From: Mike Snitzer <snitzer@redhat.com>
To: Ming Lei <ming.lei@redhat.com>
Cc: Bart Van Assche <Bart.VanAssche@wdc.com>,
	"axboe@kernel.dk" <axboe@kernel.dk>,
	"dm-devel@redhat.com" <dm-devel@redhat.com>,
	"hch@infradead.org" <hch@infradead.org>,
	"linux-block@vger.kernel.org" <linux-block@vger.kernel.org>,
	"axboe@fb.com" <axboe@fb.com>,
	"martin.petersen@oracle.com" <martin.petersen@oracle.com>
Subject: Re: [PATCH V3 0/5]  dm-rq: improve sequential I/O performance
Date: Fri, 12 Jan 2018 12:18:41 -0500	[thread overview]
Message-ID: <20180112171840.GA4541@redhat.com> (raw)
In-Reply-To: <20180112033308.GC25090@ming.t460p>

On Thu, Jan 11 2018 at 10:33pm -0500,
Ming Lei <ming.lei@redhat.com> wrote:

> On Thu, Jan 11, 2018 at 08:57:21PM -0500, Mike Snitzer wrote:
> > On Thu, Jan 11 2018 at  8:42pm -0500,
> > Ming Lei <ming.lei@redhat.com> wrote:
> > 
> > > On Thu, Jan 11, 2018 at 10:37:37PM +0000, Bart Van Assche wrote:
> > > > On Thu, 2018-01-11 at 17:07 -0500, Mike Snitzer wrote:
> > > > > Bart, if for some reason we regress for some workload you're able to
> > > > > more readily test we can deal with it.  But I'm too encouraged by Ming's
> > > > > performance improvements to hold these changes back any further.
> > > > 
> > > > Sorry Mike but I think Ming's measurement results are not sufficient to
> > > > motivate upstreaming of these patches.
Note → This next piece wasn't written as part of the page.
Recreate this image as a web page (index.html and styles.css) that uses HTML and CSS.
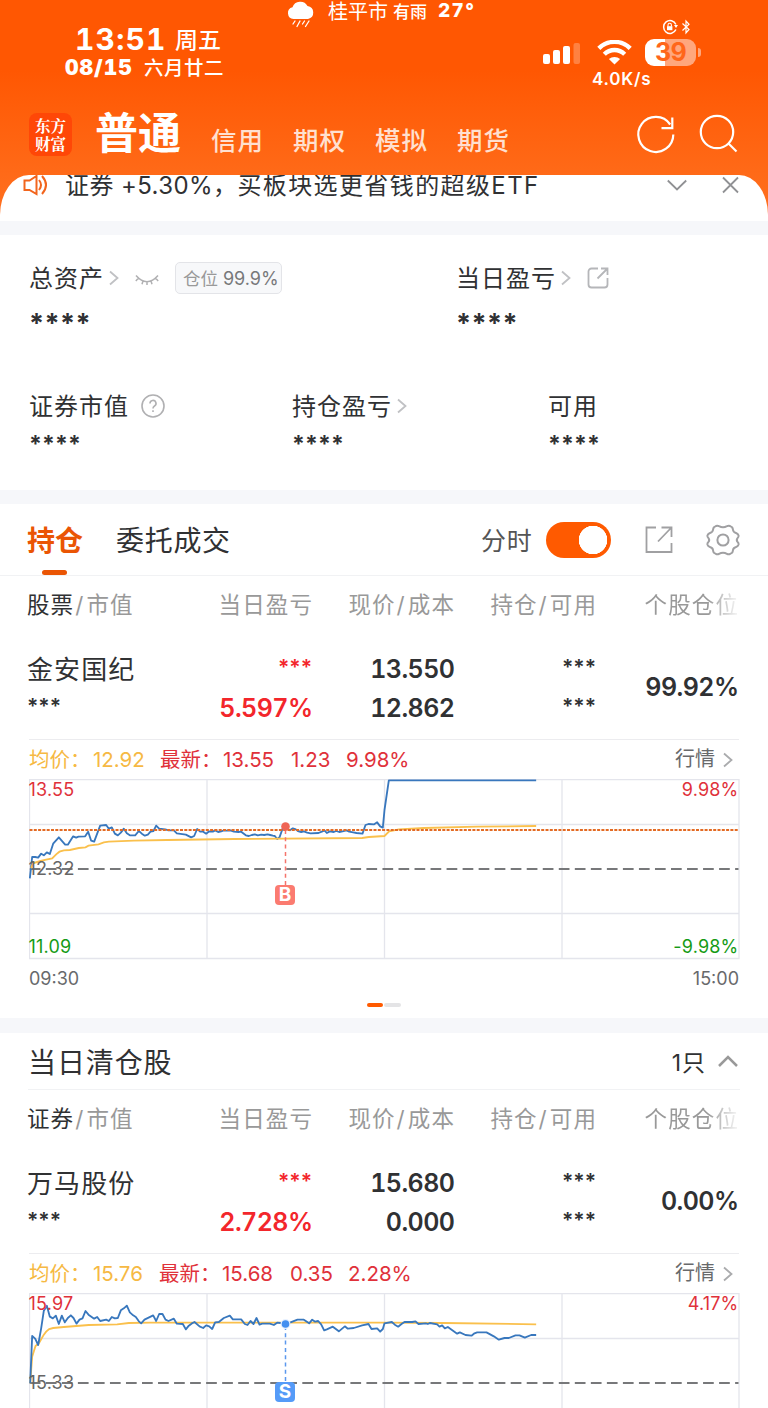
FILE: index.html
```html
<!DOCTYPE html>
<html lang="zh-CN">
<head>
<meta charset="utf-8">
<title>普通交易 - 持仓</title>
<link rel="stylesheet" href="styles.css">
</head>
<body>
<div class="app">
  <header class="header">
    <div class="status">
      <div class="clock">
        <div class="clock-row"><span class="time">13:51</span><span class="weekday">周五</span></div>
        <div class="date-row"><span class="date">08/15</span><span class="lunar">六月廿二</span></div>
      </div>
      <div class="weather">
        <svg class="cloud" width="28" height="28" viewBox="0 0 28 28"><path d="M6.500 19a6 6 0 0 1-1-11.800A8.200 8.200 0 0 1 20.500 6A6.600 6.600 0 0 1 21 19z" fill="#fff"/><path d="M8 21l-2 3M13 21l-3 5.500M17.500 21l-2 3M22 21l-3.500 5.500" stroke="#fff" stroke-width="1.300" stroke-linecap="round"/></svg>
        <span class="city">桂平市</span><span class="rain">有雨</span><span class="temp">27°</span>
      </div>
      <div class="signals">
        <div class="mini">
          <svg width="16" height="16" viewBox="0 0 16 16" fill="none" stroke="#fff" stroke-width="1.500"><path d="M13.900 5.500A6.400 6.400 0 1 0 13.900 10.500"/><path d="M12 6h4l-2 3z" fill="#fff" stroke="none"/><rect x="5" y="7.200" width="5.400" height="4" fill="#fff" stroke="none"/><path d="M6 7.500V6a1.700 1.700 0 0 1 3.400 0v1.500" stroke-width="1.100"/></svg>
          <svg width="10" height="16" viewBox="0 0 10 16" fill="none" stroke="#fff" stroke-width="1.200"><path d="M1.500 4.500l6.500 6L5 14V2l3 3.300-6.500 6.200"/></svg>
        </div>
        <div class="signal-row">
          <svg class="bars" width="38" height="22" viewBox="0 0 38 22" fill="#fff"><rect x="0" y="11" width="7" height="10" rx="2"/><rect x="10" y="7" width="7" height="14" rx="2"/><rect x="20" y="3" width="7" height="18" rx="2"/><rect x="30.500" y="0" width="6.500" height="21" rx="2" opacity=".25"/></svg>
          <svg class="wifi" width="35" height="25" viewBox="0 0 35 25"><g fill="none" stroke="#fff" stroke-width="4.400"><path d="M1.800 8.300a22.500 22.500 0 0 1 31.400 0"/><path d="M7.300 14.200a14.500 14.500 0 0 1 20.400 0"/></g><path d="M17.500 24.500l-5.600-5.400a8.200 8.200 0 0 1 11.200 0z" fill="#fff"/></svg>
          <div class="battery"><span class="battery-num">39</span></div><i class="battery-tip"></i>
        </div>
        <div class="speed">4.0K/s</div>
      </div>
    </div>
    <nav class="nav">
      <div class="logo"><span>东方</span><span>财富</span></div>
      <span class="nav-on">普通</span>
      <span class="nav-item">信用</span><span class="nav-item">期权</span><span class="nav-item">模拟</span><span class="nav-item">期货</span>
      <svg class="nav-icons" width="104" height="44" viewBox="635 112 104 44" fill="none" stroke="#fff" stroke-width="2.200"><path d="M670.200 124.500A17.500 17.500 0 1 0 673.300 134.500"/><path d="M672.300 117.500v10.700H661.500"/><circle cx="717" cy="132" r="16.200"/><path d="M728.500 143.500l8 8"/></svg>
    </nav>
  </header>

  <div class="notice-wrap"><div class="notice">
    <svg class="speaker" width="26" height="24" viewBox="0 0 26 24" fill="none" stroke="#f2651d" stroke-width="2"><path d="M1.500 7.500h5L13.500 3v18l-7-4h-5z"/><path d="M16 7q4 5 0 10M19 3q8 9 0 18"/></svg>
    <span class="notice-text">证券 +5.30%，<span class="notice-rest">买板块选更省钱的超级ETF</span></span>
    <svg class="notice-icons" width="74" height="18" viewBox="0 0 74 18" fill="none" stroke="#909194" stroke-width="1.800"><path d="M.8 4.500l9.200 9 9.200-9M56 1.500l15 15M71 1.500l-15 15"/></svg>
  </div></div>
  <div class="strip"></div>

  <section class="assets">
    <div class="asset total">
      <div class="label"><span class="label-text">总资产</span><svg class="chev" width="10" height="16" viewBox="0 0 10 16"><path d="M1 1.500l7.500 6.500L1 14.500"/></svg>
        <svg class="eye" width="24" height="14" viewBox="0 0 24 14"><path d="M1 1.500Q12 14 23 1.500M3.500 4L.8 7M8 7L7 10.300M12 7.800V11M16 7l1 3.300M20.500 4l2.700 3"/></svg>
        <span class="tag"><span class="tag-name">仓位</span> <span class="tag-num">99.9%</span></span></div>
      <div class="stars big">****</div>
    </div>
    <div class="asset day">
      <div class="label"><span class="label-text">当日盈亏</span><svg class="chev" width="10" height="16" viewBox="0 0 10 16"><path d="M1 1.500l7.500 6.500L1 14.500"/></svg>
        <svg class="share" width="22" height="22" viewBox="0 0 22 22"><path d="M11 1.500H4.500a3 3 0 0 0-3 3v13a3 3 0 0 0 3 3h13a3 3 0 0 0 3-3V11M10.500 11.500L20 2M14 1.500h6.500V8"/></svg></div>
      <div class="stars big">****</div>
    </div>
    <div class="asset"><div class="label"><span class="label-text">证券市值</span><svg class="help" width="24" height="24" viewBox="0 0 24 24"><circle cx="12" cy="12" r="11"/><path d="M9 9.500a3 3 0 1 1 4.500 2.500q-1.500 1-1.500 2.500M12 16.300v1.700"/></svg></div><div class="stars">****</div></div>
    <div class="asset"><div class="label"><span class="label-text">持仓盈亏</span><svg class="chev" width="10" height="16" viewBox="0 0 10 16"><path d="M1 1.500l7.500 6.500L1 14.500"/></svg></div><div class="stars">****</div></div>
    <div class="asset"><div class="label"><span class="label-text">可用</span></div><div class="stars">****</div></div>
  </section>
  <div class="strip"></div>

  <div class="tabs">
    <span class="tab tab-on">持仓</span><span class="tab">委托成交</span>
    <span class="switch-label">分时</span><span class="switch"></span>
    <svg class="tab-share" width="28" height="28" viewBox="0 0 28 28"><path d="M11 1.500H1.500V26h25V17M13 15.500L26 2M16.500 1.500h10V11"/></svg>
    <svg class="gear" width="34" height="34" viewBox="-17 -17 34 34"><path d="M-4 -13.800Q0 -11.500 4 -13.800Q5.500 -14.800 7 -14L9 -12.800Q9.800 -12 9.900 -10.500Q10.200 -7.800 13 -7Q15 -6.300 15.600 -4.500Q15.800 -3 14.600 -2Q13 0 14.600 2Q15.800 3 15.600 4.500Q15 6.300 13 7Q10.200 7.800 9.900 10.500Q9.800 12 9 12.800L7 14Q5.500 14.800 4 13.800Q0 11.500 -4 13.800Q-5.500 14.800 -7 14L-9 12.800Q-9.800 12 -9.900 10.500Q-10.200 7.800 -13 7Q-15 6.300 -15.600 4.500Q-15.800 3 -14.600 2Q-13 0 -14.600 -2Q-15.800 -3 -15.600 -4.500Q-15 -6.300 -13 -7Q-10.200 -7.800 -9.900 -10.500Q-9.800 -12 -9 -12.800L-7 -14Q-5.500 -14.800 -4 -13.800z"/><circle r="5.600"/></svg>
  </div>

  <section class="position">
    <div class="thead"><span><b>股票</b><i>/</i>市值</span><span>当日盈亏</span><span>现价<i>/</i>成本</span><span>持仓<i>/</i>可用</span><span class="fade">个股仓位</span></div>
    <div class="holding">
      <div class="cell first"><span class="name">金安国纪</span><span class="hid">***</span></div>
      <div class="cell red"><span class="hid">***</span><span class="num">5.597%</span></div>
      <div class="cell"><span class="num">13.550</span><span class="num">12.862</span></div>
      <div class="cell"><span class="hid">***</span><span class="hid">***</span></div>
      <div class="cell single"><span class="num">99.92%</span></div>
    </div>
    <div class="quote"><span class="avg">均价：</span><span class="avg q1">12.92</span><span class="q2">最新：</span><span class="q3">13.55</span><span class="q4">1.23</span><span class="q5">9.98%</span><span class="more">行情</span><svg class="chev" width="10" height="16" viewBox="0 0 10 16"><path d="M1 1.500l7.500 6.500L1 14.500"/></svg></div>
    <div class="chart">
      <svg class="plot" width="711" height="181" viewBox="28.500 779 711 181">
        <path class="grid" d="M29 779.500H738.500V958.500H29zM29 824.500H738.500M29 913.500H738.500M206.500 779.500V958.500M384 779.500V958.500M561.500 779.500V958.500"/>
        <path class="mid" d="M29.300 869H738"/>
        <g transform="translate(0 735) scale(.33333)">
          <path class="price" d="M88 430L95 366H104L113 368 122 356 130 361 139 352 148 357 158 326 175 307 194 329H202L218 304 227 308 234 305 254 304 263 290 272 317 281 320 299 272 317 270 325 281 334 277 343 296 352 301 361 293 370 281 379 295 388 301H404L415 288 424 296 433 302 442 299 450 290 459 288 467 272 476 281 494 283 504 286H520L529 295 556 299 572 307 581 303 590 282 599 290H608L617 296 626 289 637 290 644 286 653 291 662 289 670 286 679 287 690 286 700 290 714 291 722 290 736 301 745 303 754 300 763 298 772 301 782 299 791 300 801 298 809 300 817 302 823 303 830 312 837 307 848 276 855 272 863 283 868 286 877 280 886 283 892 288 902 291 910 289 920 293 930 295 954 294 964 290 972 286 979 294 988 289 1000 291 1007 288 1016 291 1026 289 1038 286 1046 290 1058 292 1068 294 1086 296 1095 270 1104 267 1121 268 1130 262 1139 274 1147 278 1152 225 1165 136H1607"/>
          <path class="average" d="M92 400L97 385 120 378 137 374 155 370 167 358 177 350 190 346 208 345 235 339 255 337 264 332 294 328 310 322 325 320 400 317 500 315 700 312 1085 309 1105 306 1152 303 1166 289 1195 283 1270 279 1430 275 1607 273"/>
        </g>
        <path class="cost" d="M29 830H738"/>
        <path d="M285 830V886" stroke="#f5746b" stroke-width="1.500" stroke-dasharray="4 3.300"/>
        <circle cx="285" cy="826.500" r="4.300" fill="#ef6454"/>
      </svg>
      <span class="axis tl">13.55</span><span class="axis tr">9.98%</span><span class="axis ml">12.32</span><span class="axis bl">11.09</span><span class="axis br">-9.98%</span>
      <span class="mark buy">B</span>
    </div>
    <div class="hours"><span>09:30</span><span>15:00</span></div>
    <div class="pager"><i class="on"></i><i></i></div>
  </section>
  <div class="strip strip-low"></div>

  <section class="position closed">
    <div class="closed-title"><span class="title">当日清仓股</span><span class="count">1只</span><svg width="20" height="14" viewBox="0 0 20 14"><path d="M1 12L10 3l9 9" fill="none" stroke="#999" stroke-width="2.500"/></svg></div>
    <div class="thead"><span><b>证券</b><i>/</i>市值</span><span>当日盈亏</span><span>现价<i>/</i>成本</span><span>持仓<i>/</i>可用</span><span class="fade">个股仓位</span></div>
    <div class="holding">
      <div class="cell first"><span class="name">万马股份</span><span class="hid">***</span></div>
      <div class="cell red"><span class="hid">***</span><span class="num">2.728%</span></div>
      <div class="cell"><span class="num">15.680</span><span class="num">0.000</span></div>
      <div class="cell"><span class="hid">***</span><span class="hid">***</span></div>
      <div class="cell single"><span class="num">0.00%</span></div>
    </div>
    <div class="quote"><span class="avg">均价：</span><span class="avg q1">15.76</span><span class="q2">最新：</span><span class="q3">15.68</span><span class="q4">0.35</span><span class="q5">2.28%</span><span class="more">行情</span><svg class="chev" width="10" height="16" viewBox="0 0 10 16"><path d="M1 1.500l7.500 6.500L1 14.500"/></svg></div>
    <div class="chart">
      <svg class="plot" width="711" height="181" viewBox="28.500 1293 711 181">
        <path class="grid" d="M29 1293.500H738.500V1472.500H29zM29 1338.500H738.500M206.500 1293.500V1472.500M384 1293.500V1472.500M561.500 1293.500V1472.500"/>
        <path class="mid" d="M29.300 1383H738"/>
        <g transform="translate(0 1250) scale(.33333)">
          <path class="average" d="M89 400L95 320 105 288 115 280 130 254 137 245 146 237 158 234 190 231 265 225 350 223 385 219 450 218H1152L1330 219 1607 223"/>
          <path class="price" d="M89 400L95 258 104 266 113 285 122 235 130 182 139 167 148 200 157 205 166 197 175 222 184 197 193 217 202 204 211 196 219 204 228 221 237 209 246 205 255 183 264 194 281 206 290 201 299 213 317 209 325 213 334 201 343 205 352 204 361 181 370 175 379 167 388 187 398 196 406 201 415 214 422 220 432 209 458 196 467 213 476 192H486L495 209 504 213 520 206 529 221 547 222 556 238 565 227 573 221 582 216 597 229 608 234 617 226 626 229 635 237 644 217 655 216 670 204 688 197 697 208H722L733 222 741 225 750 213 759 222 768 204 777 224 785 221H808L820 225 830 218 840 219 855 221 870 217 891 209H910L926 220 935 209 944 215 953 213 962 223 971 241 979 238 997 230 1015 244 1033 229 1042 236 1060 234 1085 226 1104 222 1113 237 1130 235 1139 245 1147 237 1152 220 1174 216 1183 224 1193 230 1203 222 1212 216H1235L1245 214 1254 222 1276 220 1282 222 1288 219 1310 223 1317 230 1325 226 1333 235 1342 231 1370 251 1378 247 1395 255 1413 257 1422 250 1430 247H1458L1480 259 1495 269 1512 264H1525L1545 256H1557L1573 263 1592 255H1607"/>
        </g>
        <path d="M285 1326V1384" stroke="#5b98ed" stroke-width="1.500" stroke-dasharray="4 3.300"/>
        <circle cx="285" cy="1324" r="5" fill="#e6f0ff"/><circle cx="285" cy="1324" r="3.800" fill="#438ff0"/>
      </svg>
      <span class="axis tl">15.97</span><span class="axis tr">4.17%</span><span class="axis ml">15.33</span>
      <span class="mark sell">S</span>
    </div>
  </section>
</div>
</body>
</html>
```

FILE: styles.css
```css
* { box-sizing: border-box; }
body { margin: 0; background: #fff; }
svg { display: block; flex: none; }
.app {
  width: 768px; height: 1408px; overflow: hidden; background: #fff;
  font-family: Inter, "Noto Sans CJK SC", sans-serif; font-weight: 400;
  color: #303133; white-space: nowrap;
}
span { flex: none; }
.time, .date, .num, .temp { font-variant-numeric: tabular-nums; }

/* Header */
.header { height: 175px; background: linear-gradient(#ff5702 0, #ff5702 70px, #ff6a18 175px); color: #fff; }
.status { height: 102px; display: grid; grid-template-columns: 287px 253px 1fr; }
.clock { padding: 24px 0 0 65px; }
.clock-row { display: flex; height: 31px; line-height: 31px; padding-left: 10px; }
.time { font-size: 30px; font-weight: 700; width: 100px; letter-spacing: 1.2px; }
.weekday { font-size: 23px; font-weight: 500; padding-top: 1px; }
.date-row { display: flex; height: 25px; line-height: 25px; }
.date { font-size: 21px; font-weight: 900; width: 79px; letter-spacing: 1px; }
.lunar { font-size: 19.500px; padding-top: 1px; letter-spacing: .5px; font-weight: 500; }
.weather { display: flex; height: 24px; line-height: 24px; }
.city { font-size: 20px; margin-left: 13px; width: 65px; }
.rain { font-size: 17px; width: 45px; font-weight: 500; }
.temp { font-size: 19px; font-weight: 800; letter-spacing: 1.300px; line-height: 22px; }
.signals { padding: 19px 0 0 3px; }
.mini { display: flex; gap: 3px; padding-left: 119px; height: 19px; }
.signal-row { display: flex; height: 28px; align-items: center; }
.bars { margin-top: 3px; }
.wifi { margin-left: 16px; }
.battery { margin-left: 13px; width: 51px; height: 27px; border-radius: 9px; background: linear-gradient(90deg, #fff 20px, #ffa77d 20px); text-align: center; line-height: 27px; }
.battery-num { font-size: 25px; font-weight: 700; color: #ff661a; letter-spacing: -.6px; }
.battery-tip { width: 3px; height: 9px; margin-left: 2px; border-radius: 0 4px 4px 0; background: #ffa77d; }
.speed { font-size: 17px; font-weight: 600; line-height: 24px; padding-left: 49px; padding-top: 1px; letter-spacing: .8px; }
.nav { display: flex; height: 73px; padding: 10px 0 0 29px; }
.logo { width: 43px; height: 43px; margin-top: 1px; border-radius: 8px; background: #ff4707; display: flex; flex-direction: column; align-items: center; padding-top: 3px; font: 700 15.500px/18px "Noto Serif CJK SC", "Noto Sans CJK SC", serif; }
.nav-on { font-size: 43px; font-weight: 700; line-height: 42px; margin-left: 23px; width: 116px; }
.nav-item { font-size: 25.500px; line-height: 44px; padding-top: 7px; width: 82px; letter-spacing: .9px; color: #ffe0d0; font-weight: 500; }
.nav-icons { margin-left: 96px; }

/* Notice */
.notice-wrap { height: 46px; background: linear-gradient(#ff6a18, #ff7020 40px, #fff 40px); }
.notice { height: 46px; background: #fff; border-radius: 29px 29px 0 0 / 40px 40px 0 0; overflow: hidden; display: flex; }
.speaker { margin: -2px 0 0 23px; }
.notice-text { margin: -5px 0 0 16px; font-size: 24px; line-height: 32px; width: 602px; letter-spacing: .4px; }
.notice-rest { letter-spacing: 1.400px; }
.notice-icons { margin-top: 1px; }
.strip { height: 14px; background: #f6f7fa; }

/* Assets */
.assets { height: 255px; padding: 27px 0 0 29px; display: grid; grid-template-columns: 263px 164px 92px 1fr; grid-template-rows: 128px 1fr; }
.total { grid-column: 1 / 3; }
.day { grid-column: 3 / 5; }
.asset:last-child { grid-column: 4; }
.label { height: 32px; line-height: 32px; font-size: 24px; letter-spacing: 1px; display: flex; align-items: center; }
.label-text { padding-top: 2px; }
.chev { fill: none; stroke: #c0c1c4; stroke-width: 1.800; }
.label .chev { margin-left: 5px; }
.eye { margin-left: 16px; margin-top: 5px; fill: none; stroke: #b0b0b2; stroke-width: 1.500; }
.tag { margin-left: 16px; width: 107px; height: 32px; line-height: 31px; border: 1px solid #e3e4e8; border-radius: 5px; background: #f7f8fa; padding-left: 7px; font-size: 17.500px; letter-spacing: 0; color: #999; }
.tag-num { color: #77787a; font-size: 18px; }
.share { margin-left: 16px; fill: none; stroke: #b5b6b9; stroke-width: 1.800; }
.help { margin-left: 12px; fill: none; stroke: #b0b0b2; stroke-width: 1.600; }
.stars { font-size: 23px; font-weight: 700; line-height: 30px; padding-top: 7px; letter-spacing: .1px; }
.stars.big { font-size: 27px; line-height: 32px; padding-top: 14px; letter-spacing: .4px; }

/* Tabs */
.tabs { display: flex; height: 72px; border-bottom: 1px solid #f1f2f4; padding-left: 27px; }
.tab { font-size: 28px; line-height: 75px; letter-spacing: .7px; }
.tab-on { position: relative; width: 89px; color: #ea5504; font-weight: 700; letter-spacing: 0; }
.tab-on::after { content: ""; position: absolute; left: 15px; top: 66px; width: 25px; height: 5px; border-radius: 2.500px; background: #ea5504; }
.switch-label { font-size: 25px; line-height: 74px; margin-left: auto; width: 65px; letter-spacing: .8px; color: #555; }
.switch { width: 65px; height: 36px; margin: 18px 34px 0 0; border-radius: 18px; background: radial-gradient(circle at 47px 18px, #fff 14px, #ff5a00 14.500px); }
.tab-share { margin: 22px 33px 0 0; fill: none; stroke: #a0a0a2; stroke-width: 1.800; }
.gear { margin: 19px 28px 0 0; fill: none; stroke: #a0a0a2; stroke-width: 2; }

/* Position table */
.thead, .holding { display: grid; grid-template-columns: 143px repeat(4, 142px); padding-left: 27px; text-align: right; }
.thead { height: 59px; line-height: 58px; font-size: 22.500px; letter-spacing: 1.100px; color: #999; padding-left: 28px; }
.thead b { font-weight: 400; color: #303133; }
.thead i { font-style: normal; padding: 0 2px 0 1px; }
.thead span:first-child { text-align: left; margin-left: -1px; }
.fade { -webkit-mask-image: linear-gradient(90deg, #000 110px, transparent 144px); mask-image: linear-gradient(90deg, #000 110px, transparent 144px); }
.holding { height: 104px; padding-top: 14px; }
.cell { display: flex; flex-direction: column; align-items: flex-end; }
.cell.first { align-items: flex-start; }
.cell span { height: 39px; line-height: 40px; }
.num { font-size: 25px; font-weight: 600; letter-spacing: -.55px; margin-right: -.500px; }
.cell .name { font-size: 26px; letter-spacing: 1.100px; line-height: 41px; }
.cell .hid { font-size: 21px; font-weight: 600; line-height: 38px; }
.red { color: #f3262b; }
.single { padding-top: 18px; }
.quote { height: 40px; line-height: 39px; margin: 0 29px; border-top: 1px solid #ececef; display: flex; align-items: center; font-size: 20.500px; color: #e0313a; }
.quote .avg { color: #f6b943; }
.quote .avg:first-child { width: 64px; }
.q1 { width: 67px; } .q2 { width: 63px; } .q3 { width: 68px; } .q4 { width: 55px; }
.closed .q1 { width: 66px; } .closed .q4 { width: 58px; }
.more { margin-left: auto; margin-right: 8px; color: #68696b; font-size: 20px; }
.quote .chev { margin-right: 6px; stroke: #aaabad; }
.chart { position: relative; width: 711px; height: 180px; margin-left: 28.500px; }
.grid { fill: none; stroke: #e4e5ec; stroke-width: 1.300; }
.price { fill: none; stroke: #3877bd; stroke-width: 5.500; stroke-linejoin: round; }
.average { fill: none; stroke: #fac04c; stroke-width: 5.500; }
.mid { stroke: #77787a; stroke-width: 1.900; stroke-dasharray: 10.700 5.330; }
.cost { stroke: #e36b24; stroke-width: 2; stroke-dasharray: 3 1.300; }
.axis { position: absolute; font-size: 18px; line-height: 22px; color: #666; letter-spacing: .2px; }
.tl, .tr { top: 0; color: #e0313a; }
.tl, .ml, .bl { left: 0; }
.tr, .br { right: 1px; }
.ml { top: 79px; }
.bl, .br { top: 157px; color: #159b16; }
.mark { position: absolute; left: 246.500px; width: 20px; height: 20px; border-radius: 4px; color: #fff; text-align: center; font-size: 19px; line-height: 20px; font-weight: 700; }
.buy { top: 106px; background: #fb7b70; }
.sell { top: 89px; background: #559bf8; }
.hours { display: flex; justify-content: space-between; padding: 8px 29px 0; font-size: 18px; line-height: 24px; color: #68696b; }
.pager { display: flex; gap: 1px; padding: 12px 0 0 367px; height: 27px; }
.pager i { width: 17px; height: 4px; border-radius: 2px; background: #e4e4e6; }
.pager .on { background: #ff5a00; width: 16px; }
.strip-low { height: 15px; }
.closed-title { display: flex; align-items: center; height: 57px; margin: 0 28px; border-bottom: 1px solid #f1f2f4; }
.title { font-size: 28px; letter-spacing: .9px; }
.count { margin-left: auto; margin-right: 12px; font-size: 23px; letter-spacing: 1px; }
.closed-title svg { margin-right: 2px; }
```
What I remember from previous versions
> > > > of this patch series is that Ming measured the performance impact of this
> > > > patch series only for the Emulex FC driver (lpfc). That driver limits queue
> > > > depth to 3. Instead of modifying the dm code, that driver needs to be fixed
> > > > such that it allows larger queue depths.
> > > > 
> > > > Additionally, some time ago I had explained in detail why I think that patch
> > > > 2/5 in this series is wrong and why it will introduce fairness regressions
> > > > in multi-LUN workloads. I think we need performance measurements for this
> > > > patch series for at least the following two configurations before this patch
> > > > series can be considered for upstream inclusion:
> > > > * The performance impact of this patch series for SCSI devices with a
> > > >   realistic queue depth (e.g. 64 or 128).
> > > 
> > > Please look at the cover letter or patch 5's commit log, it mentions that
> > > dm-mpath over virtio-scsi is tested, and the default queue depth of virito-scsi
> > > is 128.
> > > 
> > > > * The performance impact for this patch series for a SCSI host with which
> > > >   multiple LUNs are associated and for which the target system often replies
> > > >   with the SCSI "BUSY" status.
> > > 
> > > I don't think this patch is related with this case, this patch just provides the
> > > BUSY feedback from underlying queue to blk-mq via dm-rq.
> > 
> > Hi Ming,
> > 
> > Please see https://www.redhat.com/archives/dm-devel/2017-April/msg00190.html
> > 
> > Specifically:
> > "That patch [commit 6077c2d706] can be considered as a first step that
> > can be refined further, namely by modifying the dm-rq code further such
> > that dm-rq queues are only rerun after the busy condition has been
> > cleared. The patch at the start of this thread is easier to review and
> > easier to test than any patch that would only rerun dm-rq queues after
> > the busy condition has been cleared."
> > 
> > Do you have time to reason through Bart's previous proposal for how to
> > better address the specific issue that was documented to be fixed in the
> > header for commit 6077c2d706 ?
> 
> Hi Mike,
> 
> Recently we fixed one such issue in blk-mq (eb619fdb2d4cb8b3d34), and I
> highly guess that may fix Bart's case.

Wow, kind of staggering that there was no mention of this fix prior to
now.  Seems _very_ relevant (like the real fix).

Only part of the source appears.